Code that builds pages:

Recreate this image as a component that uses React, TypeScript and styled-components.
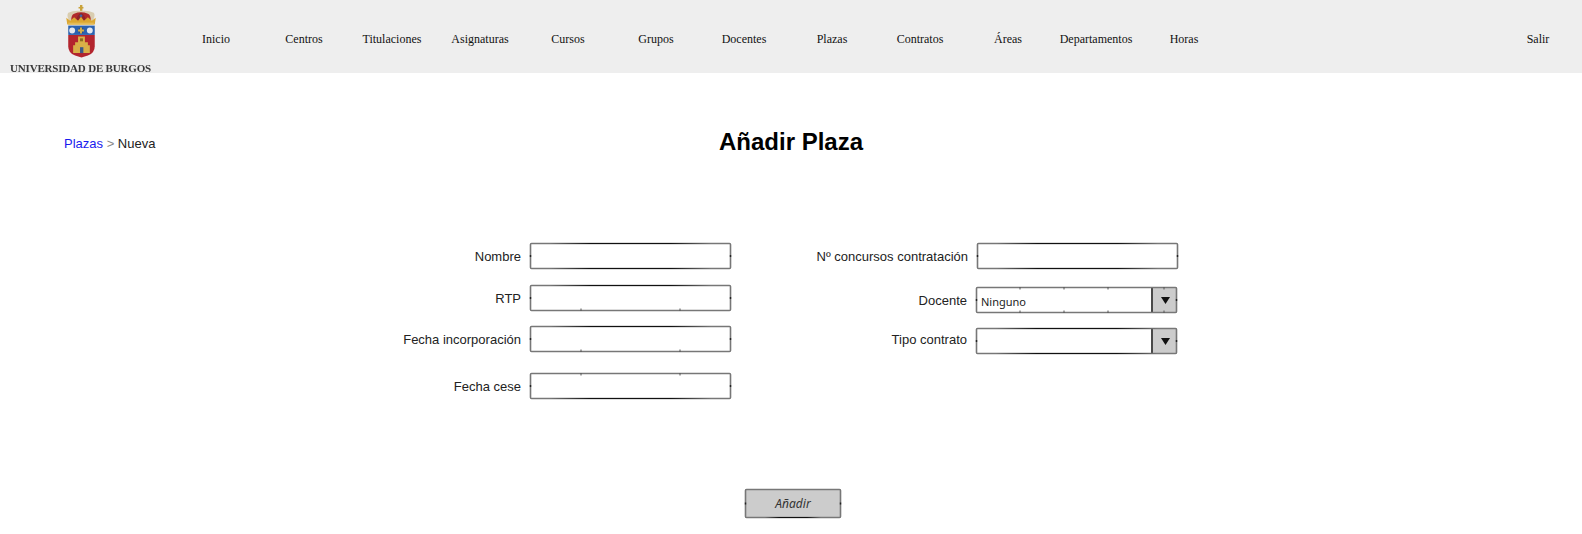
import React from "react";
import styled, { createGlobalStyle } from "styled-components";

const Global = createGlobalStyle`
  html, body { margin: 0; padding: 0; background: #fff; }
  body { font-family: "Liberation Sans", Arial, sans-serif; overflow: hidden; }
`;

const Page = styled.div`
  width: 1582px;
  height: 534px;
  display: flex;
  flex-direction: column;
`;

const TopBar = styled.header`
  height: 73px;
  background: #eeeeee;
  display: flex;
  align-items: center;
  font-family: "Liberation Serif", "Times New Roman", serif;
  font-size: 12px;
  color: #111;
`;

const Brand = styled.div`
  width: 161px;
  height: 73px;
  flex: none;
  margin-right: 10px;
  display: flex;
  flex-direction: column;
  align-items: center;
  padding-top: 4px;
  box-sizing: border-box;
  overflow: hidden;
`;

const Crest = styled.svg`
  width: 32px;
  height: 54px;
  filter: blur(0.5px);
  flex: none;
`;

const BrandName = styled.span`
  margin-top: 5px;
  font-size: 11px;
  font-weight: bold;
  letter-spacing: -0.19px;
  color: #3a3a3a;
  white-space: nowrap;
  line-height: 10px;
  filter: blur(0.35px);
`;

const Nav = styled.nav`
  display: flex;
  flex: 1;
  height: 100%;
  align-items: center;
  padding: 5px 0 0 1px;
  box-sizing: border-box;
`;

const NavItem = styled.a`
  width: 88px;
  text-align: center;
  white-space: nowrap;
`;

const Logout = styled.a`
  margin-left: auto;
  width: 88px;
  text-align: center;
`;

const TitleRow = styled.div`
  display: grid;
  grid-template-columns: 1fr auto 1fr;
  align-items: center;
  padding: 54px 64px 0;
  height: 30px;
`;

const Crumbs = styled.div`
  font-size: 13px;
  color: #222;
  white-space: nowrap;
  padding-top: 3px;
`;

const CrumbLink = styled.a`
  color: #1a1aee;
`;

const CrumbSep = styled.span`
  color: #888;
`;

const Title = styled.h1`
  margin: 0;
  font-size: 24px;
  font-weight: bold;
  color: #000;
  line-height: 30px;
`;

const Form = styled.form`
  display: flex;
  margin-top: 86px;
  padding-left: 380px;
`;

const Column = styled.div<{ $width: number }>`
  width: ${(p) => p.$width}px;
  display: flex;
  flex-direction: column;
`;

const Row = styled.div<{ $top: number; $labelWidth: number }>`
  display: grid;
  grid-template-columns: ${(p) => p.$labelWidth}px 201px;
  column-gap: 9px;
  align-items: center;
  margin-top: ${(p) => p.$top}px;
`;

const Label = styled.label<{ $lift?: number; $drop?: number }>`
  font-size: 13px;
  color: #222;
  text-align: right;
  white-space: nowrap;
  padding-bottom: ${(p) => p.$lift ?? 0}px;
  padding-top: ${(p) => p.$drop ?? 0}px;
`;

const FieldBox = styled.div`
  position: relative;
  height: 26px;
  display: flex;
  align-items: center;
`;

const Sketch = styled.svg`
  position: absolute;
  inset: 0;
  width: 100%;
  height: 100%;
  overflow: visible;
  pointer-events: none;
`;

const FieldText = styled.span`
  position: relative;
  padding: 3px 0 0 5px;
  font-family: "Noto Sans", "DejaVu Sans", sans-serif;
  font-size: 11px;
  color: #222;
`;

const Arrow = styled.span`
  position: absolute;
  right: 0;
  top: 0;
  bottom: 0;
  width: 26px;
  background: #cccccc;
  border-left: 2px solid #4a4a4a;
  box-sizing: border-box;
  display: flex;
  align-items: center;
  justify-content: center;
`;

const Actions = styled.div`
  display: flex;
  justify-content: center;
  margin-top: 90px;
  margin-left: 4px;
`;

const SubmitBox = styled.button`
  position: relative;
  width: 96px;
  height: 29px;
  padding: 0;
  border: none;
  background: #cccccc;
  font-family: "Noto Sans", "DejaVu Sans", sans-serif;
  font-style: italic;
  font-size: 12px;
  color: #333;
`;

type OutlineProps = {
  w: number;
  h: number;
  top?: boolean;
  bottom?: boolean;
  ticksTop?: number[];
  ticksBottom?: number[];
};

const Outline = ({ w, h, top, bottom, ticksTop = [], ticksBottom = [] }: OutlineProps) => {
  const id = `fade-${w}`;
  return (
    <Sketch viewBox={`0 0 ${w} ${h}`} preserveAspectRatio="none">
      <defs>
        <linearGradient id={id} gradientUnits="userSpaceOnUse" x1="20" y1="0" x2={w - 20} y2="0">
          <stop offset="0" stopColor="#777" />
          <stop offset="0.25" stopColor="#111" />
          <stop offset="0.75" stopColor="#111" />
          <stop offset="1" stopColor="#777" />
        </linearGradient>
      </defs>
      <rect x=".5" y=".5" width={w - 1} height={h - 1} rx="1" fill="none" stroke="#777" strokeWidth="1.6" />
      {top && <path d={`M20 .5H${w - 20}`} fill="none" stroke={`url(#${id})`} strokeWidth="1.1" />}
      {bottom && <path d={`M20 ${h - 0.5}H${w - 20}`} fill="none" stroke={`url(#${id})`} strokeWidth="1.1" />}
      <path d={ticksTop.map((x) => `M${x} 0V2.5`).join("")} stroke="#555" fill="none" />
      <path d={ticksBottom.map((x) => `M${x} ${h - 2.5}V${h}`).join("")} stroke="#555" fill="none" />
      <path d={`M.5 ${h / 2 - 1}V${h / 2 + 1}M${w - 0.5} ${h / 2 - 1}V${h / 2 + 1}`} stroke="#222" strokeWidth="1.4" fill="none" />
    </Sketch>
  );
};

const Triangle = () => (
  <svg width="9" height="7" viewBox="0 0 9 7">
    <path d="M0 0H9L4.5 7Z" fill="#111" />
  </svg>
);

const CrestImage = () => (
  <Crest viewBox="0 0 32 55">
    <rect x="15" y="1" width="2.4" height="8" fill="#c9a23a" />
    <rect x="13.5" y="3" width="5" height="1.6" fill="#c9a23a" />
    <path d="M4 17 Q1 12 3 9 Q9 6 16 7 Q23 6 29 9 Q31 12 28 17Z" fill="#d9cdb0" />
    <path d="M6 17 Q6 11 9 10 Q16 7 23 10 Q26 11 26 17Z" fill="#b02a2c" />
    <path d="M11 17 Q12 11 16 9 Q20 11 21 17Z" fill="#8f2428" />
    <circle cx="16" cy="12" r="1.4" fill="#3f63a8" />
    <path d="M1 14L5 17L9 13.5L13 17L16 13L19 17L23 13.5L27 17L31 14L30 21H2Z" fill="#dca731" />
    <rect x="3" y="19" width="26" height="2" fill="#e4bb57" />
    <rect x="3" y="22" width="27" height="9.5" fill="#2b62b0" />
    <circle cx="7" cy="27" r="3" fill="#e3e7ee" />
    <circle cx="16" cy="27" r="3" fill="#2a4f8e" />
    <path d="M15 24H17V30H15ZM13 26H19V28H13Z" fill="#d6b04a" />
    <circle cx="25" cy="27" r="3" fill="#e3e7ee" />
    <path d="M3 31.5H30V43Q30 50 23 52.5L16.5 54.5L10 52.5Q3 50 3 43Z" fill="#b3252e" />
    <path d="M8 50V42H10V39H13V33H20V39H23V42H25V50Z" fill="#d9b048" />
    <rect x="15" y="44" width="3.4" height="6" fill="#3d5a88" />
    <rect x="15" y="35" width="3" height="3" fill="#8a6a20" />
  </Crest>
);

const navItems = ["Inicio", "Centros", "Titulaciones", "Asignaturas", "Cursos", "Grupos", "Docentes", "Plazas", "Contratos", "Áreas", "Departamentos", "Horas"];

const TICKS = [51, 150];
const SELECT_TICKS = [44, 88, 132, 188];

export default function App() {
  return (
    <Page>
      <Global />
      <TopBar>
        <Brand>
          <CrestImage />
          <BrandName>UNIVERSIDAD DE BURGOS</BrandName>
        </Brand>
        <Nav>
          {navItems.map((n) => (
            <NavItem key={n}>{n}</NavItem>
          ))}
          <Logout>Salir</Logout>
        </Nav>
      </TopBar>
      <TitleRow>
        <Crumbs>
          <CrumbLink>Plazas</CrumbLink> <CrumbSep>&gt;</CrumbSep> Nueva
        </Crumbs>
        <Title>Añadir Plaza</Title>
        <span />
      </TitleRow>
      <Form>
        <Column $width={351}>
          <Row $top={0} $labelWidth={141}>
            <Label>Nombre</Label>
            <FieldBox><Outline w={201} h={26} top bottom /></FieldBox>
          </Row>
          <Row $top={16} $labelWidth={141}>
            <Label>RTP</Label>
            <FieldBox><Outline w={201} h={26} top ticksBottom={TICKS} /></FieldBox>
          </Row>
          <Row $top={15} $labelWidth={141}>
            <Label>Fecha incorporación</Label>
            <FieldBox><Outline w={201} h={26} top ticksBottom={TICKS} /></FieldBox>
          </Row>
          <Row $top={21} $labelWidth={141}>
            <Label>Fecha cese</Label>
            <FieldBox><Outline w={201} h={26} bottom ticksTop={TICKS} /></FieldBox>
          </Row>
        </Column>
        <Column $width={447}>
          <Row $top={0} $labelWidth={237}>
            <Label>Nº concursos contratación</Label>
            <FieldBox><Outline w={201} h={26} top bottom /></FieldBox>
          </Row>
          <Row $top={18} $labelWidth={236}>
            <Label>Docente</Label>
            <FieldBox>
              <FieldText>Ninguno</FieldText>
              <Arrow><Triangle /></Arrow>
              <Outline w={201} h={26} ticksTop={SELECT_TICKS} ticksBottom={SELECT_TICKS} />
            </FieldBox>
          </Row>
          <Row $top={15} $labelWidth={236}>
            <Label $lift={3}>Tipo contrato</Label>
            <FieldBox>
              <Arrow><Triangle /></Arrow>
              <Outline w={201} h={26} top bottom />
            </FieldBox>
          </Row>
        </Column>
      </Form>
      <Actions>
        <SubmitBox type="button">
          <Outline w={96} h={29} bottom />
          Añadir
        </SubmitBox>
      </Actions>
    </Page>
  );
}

---

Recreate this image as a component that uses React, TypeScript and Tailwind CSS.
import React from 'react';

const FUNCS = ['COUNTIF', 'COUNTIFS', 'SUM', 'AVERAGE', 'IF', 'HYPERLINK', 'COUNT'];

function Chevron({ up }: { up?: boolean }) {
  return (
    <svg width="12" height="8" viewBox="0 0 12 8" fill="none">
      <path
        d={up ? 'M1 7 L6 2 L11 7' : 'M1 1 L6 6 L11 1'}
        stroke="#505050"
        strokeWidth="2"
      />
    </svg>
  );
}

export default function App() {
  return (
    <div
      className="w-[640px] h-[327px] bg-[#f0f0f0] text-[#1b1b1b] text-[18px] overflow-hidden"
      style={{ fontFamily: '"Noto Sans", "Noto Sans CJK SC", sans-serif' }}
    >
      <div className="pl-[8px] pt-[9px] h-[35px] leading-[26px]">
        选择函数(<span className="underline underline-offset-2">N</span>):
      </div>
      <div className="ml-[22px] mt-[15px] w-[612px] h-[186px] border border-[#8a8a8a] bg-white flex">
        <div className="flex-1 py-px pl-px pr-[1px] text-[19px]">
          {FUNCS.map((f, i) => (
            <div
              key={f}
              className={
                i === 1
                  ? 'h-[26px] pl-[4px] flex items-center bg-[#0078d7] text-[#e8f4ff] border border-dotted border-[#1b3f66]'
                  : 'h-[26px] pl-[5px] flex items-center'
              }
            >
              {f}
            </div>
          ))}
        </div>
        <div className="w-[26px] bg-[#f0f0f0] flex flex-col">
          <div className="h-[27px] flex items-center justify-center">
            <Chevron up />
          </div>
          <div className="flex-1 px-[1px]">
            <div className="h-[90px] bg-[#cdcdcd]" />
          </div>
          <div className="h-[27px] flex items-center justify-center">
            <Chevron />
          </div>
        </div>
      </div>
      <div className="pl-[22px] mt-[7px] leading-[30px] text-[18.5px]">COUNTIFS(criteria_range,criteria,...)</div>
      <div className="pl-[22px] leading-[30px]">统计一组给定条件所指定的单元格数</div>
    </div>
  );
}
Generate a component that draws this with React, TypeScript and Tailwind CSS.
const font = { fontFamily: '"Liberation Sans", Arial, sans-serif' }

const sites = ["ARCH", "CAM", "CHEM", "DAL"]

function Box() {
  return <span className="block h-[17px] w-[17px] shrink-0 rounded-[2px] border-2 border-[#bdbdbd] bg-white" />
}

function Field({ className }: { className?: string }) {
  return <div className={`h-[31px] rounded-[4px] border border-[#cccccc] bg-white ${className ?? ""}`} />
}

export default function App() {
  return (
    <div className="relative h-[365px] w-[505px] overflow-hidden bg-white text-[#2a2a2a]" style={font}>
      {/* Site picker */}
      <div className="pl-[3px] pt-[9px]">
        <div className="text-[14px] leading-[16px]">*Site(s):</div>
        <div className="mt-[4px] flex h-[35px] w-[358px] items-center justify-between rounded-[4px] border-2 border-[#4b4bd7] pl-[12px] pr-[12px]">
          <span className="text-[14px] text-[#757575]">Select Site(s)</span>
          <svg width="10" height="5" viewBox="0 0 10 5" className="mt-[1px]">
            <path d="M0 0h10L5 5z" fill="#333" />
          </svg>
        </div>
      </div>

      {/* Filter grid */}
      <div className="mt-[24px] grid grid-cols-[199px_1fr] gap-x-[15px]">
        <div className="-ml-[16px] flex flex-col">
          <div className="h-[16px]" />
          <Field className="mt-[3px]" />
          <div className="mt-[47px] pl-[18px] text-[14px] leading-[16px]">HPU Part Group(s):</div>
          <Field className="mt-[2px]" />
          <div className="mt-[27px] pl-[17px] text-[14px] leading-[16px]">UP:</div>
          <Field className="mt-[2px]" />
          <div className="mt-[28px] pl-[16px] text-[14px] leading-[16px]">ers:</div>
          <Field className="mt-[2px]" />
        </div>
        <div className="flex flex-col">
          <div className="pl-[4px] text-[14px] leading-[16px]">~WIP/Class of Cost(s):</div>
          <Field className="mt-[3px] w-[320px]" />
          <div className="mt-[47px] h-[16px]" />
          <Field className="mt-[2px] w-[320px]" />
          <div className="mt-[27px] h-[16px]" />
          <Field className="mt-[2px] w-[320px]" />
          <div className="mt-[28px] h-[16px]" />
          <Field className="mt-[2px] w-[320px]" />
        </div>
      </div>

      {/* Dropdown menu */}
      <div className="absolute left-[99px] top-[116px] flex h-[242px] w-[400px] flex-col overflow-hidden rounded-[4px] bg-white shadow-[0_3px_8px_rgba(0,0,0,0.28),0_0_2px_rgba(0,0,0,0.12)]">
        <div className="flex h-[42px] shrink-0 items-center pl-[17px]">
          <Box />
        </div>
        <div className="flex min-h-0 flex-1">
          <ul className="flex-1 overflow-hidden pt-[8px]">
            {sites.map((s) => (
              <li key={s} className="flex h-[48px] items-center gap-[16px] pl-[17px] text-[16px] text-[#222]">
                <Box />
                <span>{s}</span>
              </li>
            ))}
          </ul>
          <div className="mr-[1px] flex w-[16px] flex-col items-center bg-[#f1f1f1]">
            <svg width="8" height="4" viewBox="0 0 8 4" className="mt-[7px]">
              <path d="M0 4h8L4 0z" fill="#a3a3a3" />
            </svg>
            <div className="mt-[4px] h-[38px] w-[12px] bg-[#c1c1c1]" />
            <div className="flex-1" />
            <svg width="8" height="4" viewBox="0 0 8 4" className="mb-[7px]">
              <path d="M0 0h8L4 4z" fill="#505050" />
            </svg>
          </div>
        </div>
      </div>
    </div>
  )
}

Directive. Copy out every line holding the string "components".

Correct result.
Recreate this image as a component that uses React, TypeScript and styled-components.
import styled, { createGlobalStyle } from "styled-components";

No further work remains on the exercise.